Hoje o bagulho ferve. Trataremos de um disco recém-lançado em Macapá (AP): Timbres e Temperos (independente), primeiro álbum de canções inéditas, reúne o violonista, compositor e cantor Enrico Di Miceli, o poeta e escritor Joãozinho Gomes e a cantora Patrícia Bastos. Três feras!
Uma coisa me causa estranhamento: como músicas tão ricas como as que vêm lá do Norte podem não ser devidamente conhecidas e reconhecidas aqui pelas bandas do Sul?

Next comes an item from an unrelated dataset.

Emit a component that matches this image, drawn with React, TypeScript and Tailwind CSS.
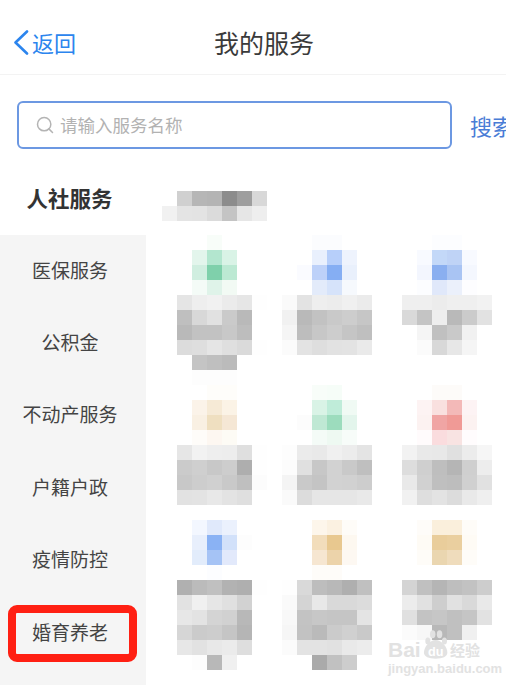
import { Search } from "lucide-react";

const font = { fontFamily: '"Noto Sans CJK SC", "Noto Sans", sans-serif' };

const menu = ["医保服务", "公积金", "不动产服务", "户籍户政", "疫情防控", "婚育养老"];

// pixelated placeholders: "." is white, 2 chars is a grey level, 6 chars is a full colour
const tiles: string[][] = [
  [
    ". . f8fdf9 . . .",
    ". e3f5ec b3e6cf d9f3e6 . .",
    ". d0eee0 7fd0ab bce9d3 . .",
    ". f4fbf7 dff3e9 f2faf4 . .",
    "e5 ee f1 eb e6 fe",
    "bf d8 e1 ca b9 .",
    "b9 c2 c2 c8 bd .",
    "dc de e5 df da fe",
    ". c4 bf bb . .",
    ". fd fd fd . .",
  ],
  [
    ". . fbfcfe fbfcfe . .",
    ". . e9f0fd b7cffa eef3fd .",
    ". fafbff bdd1f9 85aef3 e9f0fc .",
    ". . e3ebfa d6e3fa f6f9fd .",
    "fa e3 ee ec f0 eb",
    "f1 b9 c2 c9 cd c6",
    "f5 bd c7 cd c5 bf",
    "fb e3 de e2 e3 ea",
  ],
  [
    ". . fcfdff fcfdff . .",
    ". f8faff c3d8f8 bfd3f6 f8faff .",
    ". f3f6fe 8aaff0 a9c4f3 f4f7fe .",
    ". fcfdff e0e8fa ebf0fb fdfdff .",
    "ef ef ec ef ef f2",
    "d9 c4 ee b9 cb e2",
    ". f5 c0 c9 f1 .",
    ". fb d8 e7 f5 .",
  ],
  [
    ". . fefdfa fefdfa . .",
    ". fbf3e9 f6ead6 fbf3e6 . .",
    ". f9f0e3 efdfc0 f5e7d5 . .",
    ". fefcf9 fdf7f1 fdfbf5 . .",
    "e6 f2 ee ed df fe",
    "cb cf c8 cd ae fe",
    "c8 cd d0 c9 bf fc",
    "e2 e3 e8 e3 df .",
  ],
  [
    ". . f8fdf9 f6fdf8 . .",
    ". . d9f3e6 bfecd9 f0faf4 .",
    ". fc bfe8d4 9cdcbd e3f5ec .",
    ". . f4fbf7 eef9f2 f7fcf9 .",
    "fd eb e9 f0 ec e4",
    "fc e0 c7 d2 c9 bf",
    "f4 c9 c4 d2 d1 cd",
    "fa dc e6 e6 e6 e9",
  ],
  [
    ". . fdfbf9 fdfbf9 . .",
    ". fdf3f3 f9e0df f3b9b8 fdf3f4 .",
    ". fcf2f1 f0a5a4 f09a96 fcf2f1 .",
    ". fffbfc fadcde f8e3e2 fffcfd .",
    "f2 e9 e8 e0 ec f6",
    "dd cf be b5 cf ed",
    "e9 d1 bf bd d0 e1",
    "f1 de e3 dc e9 ef",
  ],
  [
    ". f3f7ff e0e9fb ebf1fd . .",
    ". e8effc 8ab2f4 d2e1fa fd .",
    ". e2ecfb a5c3f5 e2e9fb . .",
    ". . fcfdff . . .",
    "b0 bb c0 b2 af fe",
    "e2 f0 e6 e0 d2 .",
    "e7 e3 d4 d1 b8 .",
    "d6 cb cd c5 b5 .",
    "e7 e2 e8 eb de .",
    ". fd b8 f0 . .",
  ],
  [
    ". . fdf6eb fbf1e1 fefcf8 .",
    ". . f2ddbb e8c88f fdf8f0 .",
    ". . f6e6d1 ecd3aa fdf8f2 .",
    ". . fefcf9 fefcf9 . .",
    "fe d9 bd b8 af c0",
    "fa d4 e8 d9 d9 dc",
    "f8 c3 c7 c5 c5 e4",
    "f6 c2 ba cb d0 c9",
    "fb e3 e3 e1 e9 ec",
    ". . aa c1 cd .",
  ],
  [
    ". fefcf9 faefdc faefdc fefcf8 .",
    ". fefbf5 e9cd9b eacf9f fefbf5 .",
    ". fefcf8 ead6b0 efdcbc fefcf8 .",
    ". . . . . .",
    "d4 c0 b5 be c2 cd",
    "ec e1 ce e1 d9 e9",
    "e0 c3 c6 c0 c5 e2",
    "fb f7 b8 c0 f0 .",
  ],
];

const titleBlur = [
  ". d0 b6 b4 8c 9e d8",
  "f1 e4 e3 db c4 e6 ee",
];

const toColor = (t: string) => {
  if (t === ".") return "#ffffff";
  if (t.length === 2) return `#${t}${t}${t}`;
  return `#${t}`;
};

const Mosaic = ({ rows }: { rows: string[] }) => (
  <div className="flex flex-col blur-[0.4px]">
    {rows.map((row, i) => (
      <div key={i} className="flex">
        {row.split(" ").map((cell, j) => (
          <div
            key={j}
            className="w-[15px] h-[15px]"
            style={{ backgroundColor: toColor(cell) }}
          />
        ))}
      </div>
    ))}
  </div>
);

const App = () => {
  return (
    <div
      className="relative w-[506px] h-[685px] overflow-hidden bg-white text-[#333]"
      style={font}
    >
      {/* header */}
      <div className="flex items-center h-[75px] pt-[10px] border-b border-[#f3f3f3]">
        <div className="flex items-center w-[215px] pl-[13px] text-[#2c85ee]">
          <svg
            width="16"
            height="25"
            viewBox="0 0 16 25"
            fill="none"
            stroke="currentColor"
            strokeWidth="2.6"
            strokeLinecap="round"
            strokeLinejoin="round"
          >
            <path d="M14 1.5 2.5 12.5 14 23.5" />
          </svg>
          <span className="ml-[3px] text-[22px] leading-none">返回</span>
        </div>
        <div className="text-[25px] leading-none mt-[1px] -ml-[1px] text-[#3a3a3a]">我的服务</div>
      </div>

      {/* search */}
      <div className="flex items-center mt-[26px] pl-[17px]">
        <div className="flex items-center w-[435px] h-[48px] shrink-0 rounded-[6px] border-2 border-[#6c98e2] pl-[16px]">
          <Search size={20} strokeWidth={1.8} className="text-[#b4b4b4]" />
          <span className="ml-[5px] text-[17.5px] leading-none text-[#b2b2b2]">
            请输入服务名称
          </span>
        </div>
        <span className="ml-[18px] text-[22px] leading-none text-[#4a7dd6] whitespace-nowrap">
          搜索
        </span>
      </div>

      <div className="flex items-start h-[86px]">
        <div className="w-[146px] pt-[35px] pr-[7px] text-center text-[21.5px] leading-[28px] font-semibold">
          人社服务
        </div>
        <div className="ml-[16px] mt-[42px]">
          <Mosaic rows={titleBlur} />
        </div>
      </div>

      {/* body */}
      <div className="flex">
        <div className="w-[146px] h-[450px] bg-[#f5f5f5] flex flex-col">
          {menu.map((item) => (
            <div
              key={item}
              className="h-[72.4px] shrink-0 flex items-center justify-center pb-[4px] pr-[6px] text-[19px] leading-none text-[#444]"
            >
              {item}
            </div>
          ))}
        </div>
        <div className="ml-[31px] grid grid-cols-[105px_120px_90px] grid-rows-[150px_135px_165px]">
          {tiles.map((rows, i) => (
            <Mosaic key={i} rows={rows} />
          ))}
        </div>
      </div>

      {/* red annotation round the last menu item */}
      <div className="absolute left-[8px] top-[605px] w-[129px] h-[57px] rounded-[9px] border-[8px] border-[#ff2013]" />

      {/* watermark */}
      <div className="absolute left-[388px] top-[628px] w-[92px] text-[#e2e2e2]">
        <div className="flex items-end leading-none">
          <span
            className="text-[21px] font-bold leading-[20px]"
            style={{ fontFamily: '"Liberation Sans", sans-serif' }}
          >
            Bai
          </span>
          <svg width="30" height="32" viewBox="0 0 30 32" fill="currentColor">
            <ellipse cx="7" cy="13" rx="2.6" ry="3.6" />
            <ellipse cx="12" cy="6" rx="2.8" ry="4" />
            <ellipse cx="19" cy="6" rx="2.8" ry="4" />
            <ellipse cx="24" cy="13" rx="2.6" ry="3.6" />
            <path d="M15 12c6 0 12 7 12 13 0 4-5 6-12 6S3 29 3 25c0-6 6-13 12-13z" />
            <text
              x="15"
              y="28"
              textAnchor="middle"
              fontSize="13"
              fontWeight="700"
              fill="#ffffff"
              fontFamily="Liberation Sans, sans-serif"
            >
              du
            </text>
          </svg>
          <span className="text-[15px] font-bold leading-[20px] whitespace-nowrap">经验</span>
        </div>
        <div
          className="mt-[2px] text-[13px] leading-none font-bold whitespace-nowrap"
          style={{ fontFamily: '"Liberation Sans", sans-serif' }}
        >
          jingyan.baidu.com
        </div>
      </div>
    </div>
  );
};

export default App;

Recorri a Celso Viáfora, um irmão/amigo que conhece bem a música da região Norte, em especial a de Macapá. Veio a resposta, ao que eu, entusiasmado, respondi: “Creio que, como já aconteceu com as músicas mineiras, baianas etc., a música de Macapá deveria ser, também, condignamente reverenciada por suas imensas qualidades rítmicas, melódicas e temáticas”.
Dentre os ritmos amapaenses registrados no CD, estão batuque, marabaixo, fusões rítmicas do pop com alusão ao batuque, do pop com canção... Dos tambores, dos instrumentos eletrônicos e artesanais, vêm uma dança festiva e sensual. Toda gente ali, incentivada pela força que lhes dão os rios e a floresta, sorvem a seiva ecumênica, tornando-se dignos do entusiasmo criador.
A tampa abre com o batuque “Dançando Com Oxum” (Enrico Di Miceli e Joãozinho Gomes):
“Saia dourada de algodão/ Blusa amarela de cambraia/ Amor demais no coração/ Cheiro da flor da sapucaia/ Sandálias de tiras salmão/ Colar todinho em samambaia/ Nena retumba o pandeirão/ É hora de dançar na praia/ Oxum encosta o batelão/ Um mar d’estrelas se espraia/ Corre n’areia um clarão/ A lua desce pra gandaia/ Oxum me dá toda atenção/ Sabe q’eu sou da sua laia/ Sem perceber saio do chão/ Ao girassol da sua saia.../Saia dourada de algodão/ Blusinha tomara-que-caia/ Na testa a gema da paixão/ Nos olhos o sol quando raia/ Futuro exposto na visão/ Sem previsão de olho Maia/ Nena retumba o pandeirão/ É hora de dançar na praia”.
Sobre ela, Joãozinho Gomes anotou: “Não diferente de outras canções do CD 'Timbres e Temperos' que referenciam as mulheres amazônicas, retrata de modo ficcional a faceirice, aliada à graça, à liberdade e à capacidade premonitória das cunhantãs que habitam as praias de rios”.
Com voz macia, os três cantam e nos aproximam dos povos da Amazônia. Cantam a dor pela extração criminosa em áreas cultiváveis. Indignados, cantam contra madeireiros que devastam a mata e, com um grito lancinante, alertam para o extermínio de povos indígenas.
No álbum, as músicas de Enrico, Joãozinho e Patrícia, intensas e arrojadas, revelam um trabalho de referência. Disco musicalmente cuidadoso; melodias, harmonias e versos inspirados; mixagem atenta; músicos impecáveis... Olha só, se puderem, não deixem de ouvir a música macapaense de Enrico Di Miceli, Joãozinho Gomes e Patrícia Bastos.
- PS.
- 1) Este CD é uma homenagem às saudosas Luhli e Lucina. *1945 – 2018.
- 2) Agradeço a Celso Viáfora, Clícia de Enrico Di Miceli, Joãozinho Gomes e Patrícia Bastos pelas sabedorias.